● **Task requirements**
Retype each line exactly. Skip images.

● **Records shown**
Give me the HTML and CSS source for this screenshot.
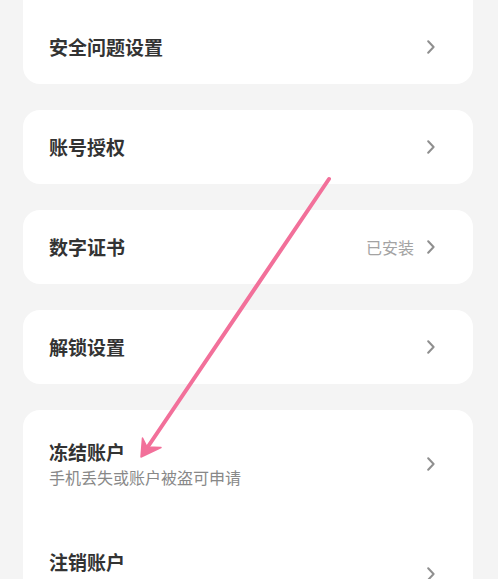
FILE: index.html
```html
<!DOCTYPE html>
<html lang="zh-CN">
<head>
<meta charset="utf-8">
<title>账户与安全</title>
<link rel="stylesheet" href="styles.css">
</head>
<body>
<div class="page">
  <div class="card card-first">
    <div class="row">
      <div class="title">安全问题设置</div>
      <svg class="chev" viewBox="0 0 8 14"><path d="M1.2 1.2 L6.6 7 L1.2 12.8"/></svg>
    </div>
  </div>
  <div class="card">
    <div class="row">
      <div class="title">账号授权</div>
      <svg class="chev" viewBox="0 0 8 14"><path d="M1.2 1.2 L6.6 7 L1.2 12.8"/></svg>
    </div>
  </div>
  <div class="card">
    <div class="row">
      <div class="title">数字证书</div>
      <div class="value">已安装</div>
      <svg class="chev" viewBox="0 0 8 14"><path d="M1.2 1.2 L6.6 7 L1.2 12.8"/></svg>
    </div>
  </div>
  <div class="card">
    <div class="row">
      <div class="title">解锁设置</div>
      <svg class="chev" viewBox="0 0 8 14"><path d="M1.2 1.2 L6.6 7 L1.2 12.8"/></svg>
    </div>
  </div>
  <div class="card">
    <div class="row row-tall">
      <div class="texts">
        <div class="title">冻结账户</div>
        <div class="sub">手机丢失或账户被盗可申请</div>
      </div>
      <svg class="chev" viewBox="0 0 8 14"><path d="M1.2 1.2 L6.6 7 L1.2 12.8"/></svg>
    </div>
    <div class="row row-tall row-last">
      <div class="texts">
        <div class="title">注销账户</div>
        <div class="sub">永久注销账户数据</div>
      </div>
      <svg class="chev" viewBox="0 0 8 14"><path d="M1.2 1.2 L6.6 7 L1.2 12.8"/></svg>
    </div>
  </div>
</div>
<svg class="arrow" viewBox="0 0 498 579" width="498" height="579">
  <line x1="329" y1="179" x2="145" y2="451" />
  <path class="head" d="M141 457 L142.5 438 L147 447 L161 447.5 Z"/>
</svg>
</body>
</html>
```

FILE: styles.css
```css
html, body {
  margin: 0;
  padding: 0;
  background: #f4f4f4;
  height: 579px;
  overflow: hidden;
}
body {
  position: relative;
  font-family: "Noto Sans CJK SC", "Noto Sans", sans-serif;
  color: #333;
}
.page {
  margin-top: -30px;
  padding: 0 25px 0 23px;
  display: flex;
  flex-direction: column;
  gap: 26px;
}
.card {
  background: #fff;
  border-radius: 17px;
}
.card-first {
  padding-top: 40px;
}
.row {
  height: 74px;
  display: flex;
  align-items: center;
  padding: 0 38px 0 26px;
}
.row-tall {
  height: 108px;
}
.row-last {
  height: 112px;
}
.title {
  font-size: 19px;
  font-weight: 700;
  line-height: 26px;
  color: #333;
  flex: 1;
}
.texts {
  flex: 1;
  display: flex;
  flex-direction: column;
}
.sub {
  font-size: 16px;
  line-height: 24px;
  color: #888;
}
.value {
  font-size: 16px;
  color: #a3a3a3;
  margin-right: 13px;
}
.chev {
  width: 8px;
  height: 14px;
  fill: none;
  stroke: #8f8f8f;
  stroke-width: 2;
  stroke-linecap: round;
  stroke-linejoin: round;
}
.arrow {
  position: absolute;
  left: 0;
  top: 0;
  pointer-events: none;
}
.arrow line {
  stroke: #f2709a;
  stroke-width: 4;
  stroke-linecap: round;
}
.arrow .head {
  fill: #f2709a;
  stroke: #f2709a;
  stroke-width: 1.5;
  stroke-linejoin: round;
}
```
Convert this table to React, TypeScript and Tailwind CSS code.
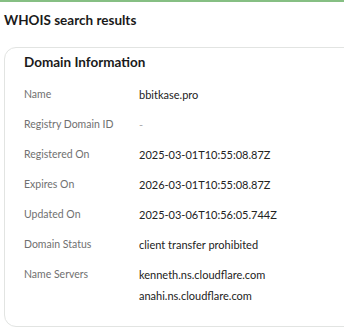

● **The completed task**
Give me the HTML and CSS source for this screenshot.
FILE: index.html
```html
<!DOCTYPE html>
<html lang="zh-CN">
<head>
<meta charset="utf-8">
<title>账户与安全</title>
<link rel="stylesheet" href="styles.css">
</head>
<body>
<div class="page">
  <div class="card card-first">
    <div class="row">
      <div class="title">安全问题设置</div>
      <svg class="chev" viewBox="0 0 8 14"><path d="M1.2 1.2 L6.6 7 L1.2 12.8"/></svg>
    </div>
  </div>
  <div class="card">
    <div class="row">
      <div class="title">账号授权</div>
      <svg class="chev" viewBox="0 0 8 14"><path d="M1.2 1.2 L6.6 7 L1.2 12.8"/></svg>
    </div>
  </div>
  <div class="card">
    <div class="row">
      <div class="title">数字证书</div>
      <div class="value">已安装</div>
      <svg class="chev" viewBox="0 0 8 14"><path d="M1.2 1.2 L6.6 7 L1.2 12.8"/></svg>
    </div>
  </div>
  <div class="card">
    <div class="row">
      <div class="title">解锁设置</div>
      <svg class="chev" viewBox="0 0 8 14"><path d="M1.2 1.2 L6.6 7 L1.2 12.8"/></svg>
    </div>
  </div>
  <div class="card">
    <div class="row row-tall">
      <div class="texts">
        <div class="title">冻结账户</div>
        <div class="sub">手机丢失或账户被盗可申请</div>
      </div>
      <svg class="chev" viewBox="0 0 8 14"><path d="M1.2 1.2 L6.6 7 L1.2 12.8"/></svg>
    </div>
    <div class="row row-tall row-last">
      <div class="texts">
        <div class="title">注销账户</div>
        <div class="sub">永久注销账户数据</div>
      </div>
      <svg class="chev" viewBox="0 0 8 14"><path d="M1.2 1.2 L6.6 7 L1.2 12.8"/></svg>
    </div>
  </div>
</div>
<svg class="arrow" viewBox="0 0 498 579" width="498" height="579">
  <line x1="329" y1="179" x2="145" y2="451" />
  <path class="head" d="M141 457 L142.5 438 L147 447 L161 447.5 Z"/>
</svg>
</body>
</html>
```

FILE: styles.css
```css
html, body {
  margin: 0;
  padding: 0;
  background: #f4f4f4;
  height: 579px;
  overflow: hidden;
}
body {
  position: relative;
  font-family: "Noto Sans CJK SC", "Noto Sans", sans-serif;
  color: #333;
}
.page {
  margin-top: -30px;
  padding: 0 25px 0 23px;
  display: flex;
  flex-direction: column;
  gap: 26px;
}
.card {
  background: #fff;
  border-radius: 17px;
}
.card-first {
  padding-top: 40px;
}
.row {
  height: 74px;
  display: flex;
  align-items: center;
  padding: 0 38px 0 26px;
}
.row-tall {
  height: 108px;
}
.row-last {
  height: 112px;
}
.title {
  font-size: 19px;
  font-weight: 700;
  line-height: 26px;
  color: #333;
  flex: 1;
}
.texts {
  flex: 1;
  display: flex;
  flex-direction: column;
}
.sub {
  font-size: 16px;
  line-height: 24px;
  color: #888;
}
.value {
  font-size: 16px;
  color: #a3a3a3;
  margin-right: 13px;
}
.chev {
  width: 8px;
  height: 14px;
  fill: none;
  stroke: #8f8f8f;
  stroke-width: 2;
  stroke-linecap: round;
  stroke-linejoin: round;
}
.arrow {
  position: absolute;
  left: 0;
  top: 0;
  pointer-events: none;
}
.arrow line {
  stroke: #f2709a;
  stroke-width: 4;
  stroke-linecap: round;
}
.arrow .head {
  fill: #f2709a;
  stroke: #f2709a;
  stroke-width: 1.5;
  stroke-linejoin: round;
}
```
Convert this table to React, TypeScript and Tailwind CSS code.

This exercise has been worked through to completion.